Although murders and brazen broad daylight robberies grabbed the headlines for much of the year, the crimes that affected the greatest number of people in the Cayman Islands were burglaries and thefts.
According to Royal Cayman Islands Police Service statistics released at mid year, 300 burglaries occurred between 1 January and 30 June, 2009. Those were incidents that were investigated by police officers who confirmed that either a home or business had been broken into.
RCIPS end of year statistics were not available at press time.
An open records request made by the Observer on Sunday for this article showed that 427 burglary reports had been received by the police service. The largest number of reports came from George Town district (298), followed by West Bay (58), Bodden Town (40), North Side (17), East End (16), and Little Cayman (1).
Police officials said the reason for the discrepancy is that individuals report crimes as burglaries that may turn out to be thefts or even robberies upon further investigation.
For instance, thefts in August at the Every Bloomin’ Thing store in George Town would not be considered burglaries because the suspects broke into trucks outside the store, not the business itself.
The suspects took about $15,000 worth of specialised gardening equipment was taken from inside two box trucks parked in the fenced lot of Every Bloomin’ Thing on Crewe Road in the incident.
EBT Landscaping Manager Scott Daniels said it’s not just the business that is affected by such incidents.
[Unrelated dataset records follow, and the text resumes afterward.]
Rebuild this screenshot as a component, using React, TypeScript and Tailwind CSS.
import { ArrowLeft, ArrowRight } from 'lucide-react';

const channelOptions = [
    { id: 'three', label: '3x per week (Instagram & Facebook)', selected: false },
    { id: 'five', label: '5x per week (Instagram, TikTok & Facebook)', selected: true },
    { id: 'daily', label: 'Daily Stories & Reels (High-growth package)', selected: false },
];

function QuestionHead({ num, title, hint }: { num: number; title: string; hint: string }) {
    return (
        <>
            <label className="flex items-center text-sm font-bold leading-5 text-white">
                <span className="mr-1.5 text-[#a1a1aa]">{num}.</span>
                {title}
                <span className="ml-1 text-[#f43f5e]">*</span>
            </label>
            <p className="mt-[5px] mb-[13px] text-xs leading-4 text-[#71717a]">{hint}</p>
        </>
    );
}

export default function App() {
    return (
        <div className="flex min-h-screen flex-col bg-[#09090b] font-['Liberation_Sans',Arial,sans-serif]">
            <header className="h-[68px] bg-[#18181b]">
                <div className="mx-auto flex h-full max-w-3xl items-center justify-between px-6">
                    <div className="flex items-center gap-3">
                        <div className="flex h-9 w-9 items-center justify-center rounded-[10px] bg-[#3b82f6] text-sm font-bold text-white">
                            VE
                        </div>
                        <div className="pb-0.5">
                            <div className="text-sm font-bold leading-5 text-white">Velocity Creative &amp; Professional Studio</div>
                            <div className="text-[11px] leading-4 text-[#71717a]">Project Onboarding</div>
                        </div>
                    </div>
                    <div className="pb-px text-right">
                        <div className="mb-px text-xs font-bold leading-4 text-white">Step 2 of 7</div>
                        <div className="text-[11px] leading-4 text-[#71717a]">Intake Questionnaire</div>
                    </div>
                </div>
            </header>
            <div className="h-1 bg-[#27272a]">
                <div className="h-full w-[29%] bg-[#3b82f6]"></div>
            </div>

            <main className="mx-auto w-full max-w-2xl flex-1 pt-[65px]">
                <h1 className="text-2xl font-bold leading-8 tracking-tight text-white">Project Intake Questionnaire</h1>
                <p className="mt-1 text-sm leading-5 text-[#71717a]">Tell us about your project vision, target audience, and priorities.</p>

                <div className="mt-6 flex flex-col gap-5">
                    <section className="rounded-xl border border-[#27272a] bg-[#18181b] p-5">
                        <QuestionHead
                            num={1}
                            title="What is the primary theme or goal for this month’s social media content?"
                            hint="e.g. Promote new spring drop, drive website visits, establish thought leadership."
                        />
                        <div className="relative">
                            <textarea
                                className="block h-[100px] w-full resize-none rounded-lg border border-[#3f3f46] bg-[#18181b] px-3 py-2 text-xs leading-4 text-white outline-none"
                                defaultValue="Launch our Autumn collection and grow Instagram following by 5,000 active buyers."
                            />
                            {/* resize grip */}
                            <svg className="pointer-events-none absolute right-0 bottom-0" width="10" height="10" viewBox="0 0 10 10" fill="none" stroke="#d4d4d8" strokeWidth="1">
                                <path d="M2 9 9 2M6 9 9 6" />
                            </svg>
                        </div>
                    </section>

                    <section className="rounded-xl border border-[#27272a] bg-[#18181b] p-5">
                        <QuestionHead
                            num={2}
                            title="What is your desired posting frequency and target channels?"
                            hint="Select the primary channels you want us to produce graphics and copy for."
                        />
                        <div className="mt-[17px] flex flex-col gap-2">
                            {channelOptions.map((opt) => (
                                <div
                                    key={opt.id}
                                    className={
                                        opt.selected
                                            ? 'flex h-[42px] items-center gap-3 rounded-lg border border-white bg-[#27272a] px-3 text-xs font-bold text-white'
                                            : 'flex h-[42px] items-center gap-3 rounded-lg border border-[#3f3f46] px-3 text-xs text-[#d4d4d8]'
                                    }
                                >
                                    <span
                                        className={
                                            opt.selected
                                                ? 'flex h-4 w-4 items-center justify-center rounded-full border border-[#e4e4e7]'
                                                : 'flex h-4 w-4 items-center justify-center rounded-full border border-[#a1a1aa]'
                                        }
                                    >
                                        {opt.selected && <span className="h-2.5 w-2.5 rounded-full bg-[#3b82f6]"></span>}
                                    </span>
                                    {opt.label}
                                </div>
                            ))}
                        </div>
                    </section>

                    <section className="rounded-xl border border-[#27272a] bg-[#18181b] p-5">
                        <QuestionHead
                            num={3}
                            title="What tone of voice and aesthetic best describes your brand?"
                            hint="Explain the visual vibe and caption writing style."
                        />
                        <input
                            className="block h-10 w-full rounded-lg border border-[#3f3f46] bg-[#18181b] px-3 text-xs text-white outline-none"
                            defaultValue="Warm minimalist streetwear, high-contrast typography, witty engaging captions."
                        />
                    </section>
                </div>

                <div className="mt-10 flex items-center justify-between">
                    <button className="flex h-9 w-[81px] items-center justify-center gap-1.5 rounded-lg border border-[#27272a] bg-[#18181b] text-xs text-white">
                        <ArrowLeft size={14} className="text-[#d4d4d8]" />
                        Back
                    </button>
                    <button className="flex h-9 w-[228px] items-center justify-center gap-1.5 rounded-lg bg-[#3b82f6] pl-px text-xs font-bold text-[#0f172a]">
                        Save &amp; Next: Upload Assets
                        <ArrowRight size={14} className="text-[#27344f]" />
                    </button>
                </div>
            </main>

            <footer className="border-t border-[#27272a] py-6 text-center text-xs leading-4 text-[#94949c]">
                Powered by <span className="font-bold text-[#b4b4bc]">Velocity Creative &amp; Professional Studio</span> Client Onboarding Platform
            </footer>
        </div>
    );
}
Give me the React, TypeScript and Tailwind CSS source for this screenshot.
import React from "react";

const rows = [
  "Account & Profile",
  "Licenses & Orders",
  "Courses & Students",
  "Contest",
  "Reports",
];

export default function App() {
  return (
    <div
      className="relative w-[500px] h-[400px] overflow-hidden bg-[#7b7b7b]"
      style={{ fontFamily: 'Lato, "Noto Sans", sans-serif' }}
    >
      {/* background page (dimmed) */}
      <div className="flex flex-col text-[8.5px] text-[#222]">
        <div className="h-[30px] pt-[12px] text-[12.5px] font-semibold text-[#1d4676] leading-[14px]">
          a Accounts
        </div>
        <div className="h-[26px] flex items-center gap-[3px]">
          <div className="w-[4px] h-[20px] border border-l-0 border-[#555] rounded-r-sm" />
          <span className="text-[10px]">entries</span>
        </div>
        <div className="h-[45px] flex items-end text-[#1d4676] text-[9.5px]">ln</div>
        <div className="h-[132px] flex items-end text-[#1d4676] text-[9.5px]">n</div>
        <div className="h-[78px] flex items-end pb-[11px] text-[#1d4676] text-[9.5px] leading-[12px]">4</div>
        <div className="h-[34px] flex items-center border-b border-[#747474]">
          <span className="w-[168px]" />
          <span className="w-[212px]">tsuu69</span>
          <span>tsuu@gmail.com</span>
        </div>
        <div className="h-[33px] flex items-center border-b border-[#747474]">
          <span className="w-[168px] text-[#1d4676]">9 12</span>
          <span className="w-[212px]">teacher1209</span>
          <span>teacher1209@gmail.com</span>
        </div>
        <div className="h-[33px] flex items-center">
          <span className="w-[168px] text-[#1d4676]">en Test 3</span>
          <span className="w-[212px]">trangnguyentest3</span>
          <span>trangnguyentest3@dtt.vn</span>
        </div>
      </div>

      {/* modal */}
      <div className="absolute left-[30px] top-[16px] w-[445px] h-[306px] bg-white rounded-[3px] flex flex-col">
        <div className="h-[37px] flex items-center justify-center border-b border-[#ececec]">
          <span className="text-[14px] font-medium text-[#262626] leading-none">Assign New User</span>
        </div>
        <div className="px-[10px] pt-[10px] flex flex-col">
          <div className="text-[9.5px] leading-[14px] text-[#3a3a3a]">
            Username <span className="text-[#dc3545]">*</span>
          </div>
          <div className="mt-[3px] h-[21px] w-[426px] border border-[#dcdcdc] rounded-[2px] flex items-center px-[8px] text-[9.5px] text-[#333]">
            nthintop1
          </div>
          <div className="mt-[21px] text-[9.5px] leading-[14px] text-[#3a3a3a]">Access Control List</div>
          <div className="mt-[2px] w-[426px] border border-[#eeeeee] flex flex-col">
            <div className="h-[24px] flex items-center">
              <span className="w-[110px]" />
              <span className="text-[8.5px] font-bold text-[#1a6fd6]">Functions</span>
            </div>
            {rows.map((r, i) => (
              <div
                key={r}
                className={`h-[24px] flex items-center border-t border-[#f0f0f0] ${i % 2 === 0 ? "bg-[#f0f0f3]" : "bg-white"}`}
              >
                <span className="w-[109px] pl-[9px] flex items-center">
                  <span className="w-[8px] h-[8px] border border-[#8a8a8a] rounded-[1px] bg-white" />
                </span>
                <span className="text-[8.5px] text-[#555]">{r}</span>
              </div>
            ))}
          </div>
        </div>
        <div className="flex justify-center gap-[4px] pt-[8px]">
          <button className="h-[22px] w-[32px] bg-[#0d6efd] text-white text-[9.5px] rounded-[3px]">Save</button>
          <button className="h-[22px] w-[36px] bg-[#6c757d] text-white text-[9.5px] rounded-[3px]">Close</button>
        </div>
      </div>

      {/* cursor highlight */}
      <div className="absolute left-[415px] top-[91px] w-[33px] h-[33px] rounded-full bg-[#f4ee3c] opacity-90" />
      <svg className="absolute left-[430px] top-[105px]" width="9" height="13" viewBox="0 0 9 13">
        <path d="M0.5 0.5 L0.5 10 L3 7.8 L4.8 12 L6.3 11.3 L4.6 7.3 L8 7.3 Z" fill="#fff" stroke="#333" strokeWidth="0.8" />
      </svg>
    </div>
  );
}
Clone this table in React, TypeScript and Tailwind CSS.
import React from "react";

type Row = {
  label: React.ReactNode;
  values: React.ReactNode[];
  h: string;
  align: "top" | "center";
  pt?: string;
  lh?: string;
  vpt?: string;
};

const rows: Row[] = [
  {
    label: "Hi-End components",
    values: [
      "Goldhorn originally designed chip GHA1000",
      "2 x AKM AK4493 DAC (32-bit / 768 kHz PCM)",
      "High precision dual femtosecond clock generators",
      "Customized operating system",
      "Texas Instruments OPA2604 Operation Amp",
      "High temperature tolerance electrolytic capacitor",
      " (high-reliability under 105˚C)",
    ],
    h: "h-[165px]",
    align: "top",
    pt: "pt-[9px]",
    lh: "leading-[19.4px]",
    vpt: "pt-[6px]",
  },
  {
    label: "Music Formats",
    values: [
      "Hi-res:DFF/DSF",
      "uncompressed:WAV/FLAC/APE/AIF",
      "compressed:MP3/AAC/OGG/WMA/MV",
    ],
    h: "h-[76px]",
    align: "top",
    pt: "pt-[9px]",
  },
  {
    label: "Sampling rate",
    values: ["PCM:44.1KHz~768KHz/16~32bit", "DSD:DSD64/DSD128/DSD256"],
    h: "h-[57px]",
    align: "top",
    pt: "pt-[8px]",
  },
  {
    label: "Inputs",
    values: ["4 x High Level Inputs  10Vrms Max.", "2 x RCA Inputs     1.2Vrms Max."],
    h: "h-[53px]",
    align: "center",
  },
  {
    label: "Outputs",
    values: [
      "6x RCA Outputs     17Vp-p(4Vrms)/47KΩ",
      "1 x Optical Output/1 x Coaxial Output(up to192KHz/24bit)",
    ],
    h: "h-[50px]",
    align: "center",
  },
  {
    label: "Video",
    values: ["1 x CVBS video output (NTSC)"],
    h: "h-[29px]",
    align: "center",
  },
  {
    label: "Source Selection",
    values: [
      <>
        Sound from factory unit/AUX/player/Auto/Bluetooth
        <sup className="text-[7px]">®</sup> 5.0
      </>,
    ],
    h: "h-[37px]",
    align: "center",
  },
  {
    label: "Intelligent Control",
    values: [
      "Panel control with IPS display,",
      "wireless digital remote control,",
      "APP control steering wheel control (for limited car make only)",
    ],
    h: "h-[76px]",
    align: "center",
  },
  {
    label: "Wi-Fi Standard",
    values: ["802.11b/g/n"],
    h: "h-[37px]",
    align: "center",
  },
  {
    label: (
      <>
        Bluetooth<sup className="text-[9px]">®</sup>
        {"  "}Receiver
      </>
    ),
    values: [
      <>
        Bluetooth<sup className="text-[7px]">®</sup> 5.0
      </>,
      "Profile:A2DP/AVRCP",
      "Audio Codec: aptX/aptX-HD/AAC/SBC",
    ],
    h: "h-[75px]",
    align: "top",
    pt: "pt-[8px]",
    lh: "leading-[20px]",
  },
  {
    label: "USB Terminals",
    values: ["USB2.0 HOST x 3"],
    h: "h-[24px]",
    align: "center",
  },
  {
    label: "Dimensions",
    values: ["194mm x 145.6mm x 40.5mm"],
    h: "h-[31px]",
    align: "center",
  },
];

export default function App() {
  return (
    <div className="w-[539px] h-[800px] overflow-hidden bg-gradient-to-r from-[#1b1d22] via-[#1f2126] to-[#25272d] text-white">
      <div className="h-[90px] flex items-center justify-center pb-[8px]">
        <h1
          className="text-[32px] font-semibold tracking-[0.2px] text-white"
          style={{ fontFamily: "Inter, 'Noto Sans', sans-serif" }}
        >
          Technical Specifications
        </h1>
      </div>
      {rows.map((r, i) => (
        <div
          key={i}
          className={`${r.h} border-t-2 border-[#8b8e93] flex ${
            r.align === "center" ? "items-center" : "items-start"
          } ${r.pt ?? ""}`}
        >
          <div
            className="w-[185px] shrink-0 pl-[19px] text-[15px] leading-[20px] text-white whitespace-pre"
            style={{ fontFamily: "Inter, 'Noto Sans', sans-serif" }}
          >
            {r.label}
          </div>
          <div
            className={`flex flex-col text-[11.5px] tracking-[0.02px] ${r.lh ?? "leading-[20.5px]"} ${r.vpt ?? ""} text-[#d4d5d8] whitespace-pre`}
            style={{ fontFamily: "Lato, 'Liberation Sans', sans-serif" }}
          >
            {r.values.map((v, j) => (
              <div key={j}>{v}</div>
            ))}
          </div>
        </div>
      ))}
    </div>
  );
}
In fact, he said the workers that Every Bloomin’ Thing employs will likely find themselves far worse off than the store.
Residents became increasingly concerned at the level of violence being shown during attempted burglaries and robberies in 2009.
In late July, officers reported an attempted break -in during which a man was assaulted by two men in the front doorway of his South Church Street home – one of those suspects was wielding a machete.
The assault victim, who has not been identified by the Cayman Free Press, said the incident on 27 July has changed his view of Cayman in the long-term.
‘We like this complex and have decided we’d like to stay here,’ the victim said in an interview. ‘But there are other considerations. Let’s say I had to go out of town for business. I wouldn’t want to leave my wife here.
‘My longer-term view of Cayman is different,’ the victim said. ‘The level of crime and the type of crime, if you project that five or 10 years down the road…this is not a place we’d want to live.’
An emphatic point was put on the growing problem in the first week of August when more than a dozen burglaries occurred in the space of less than 24 hours at local businesses and homes. The victims included a woman home alone, venerated tourism locations and even a local music store where owner Curtis Barnett had his laptop stolen.
RCIPS has vowed to crack down on the spate of burglaries across the Cayman Islands with a number of measures including road blocks in burglary ‘hot-spots’ and increased focus on repeat offenders.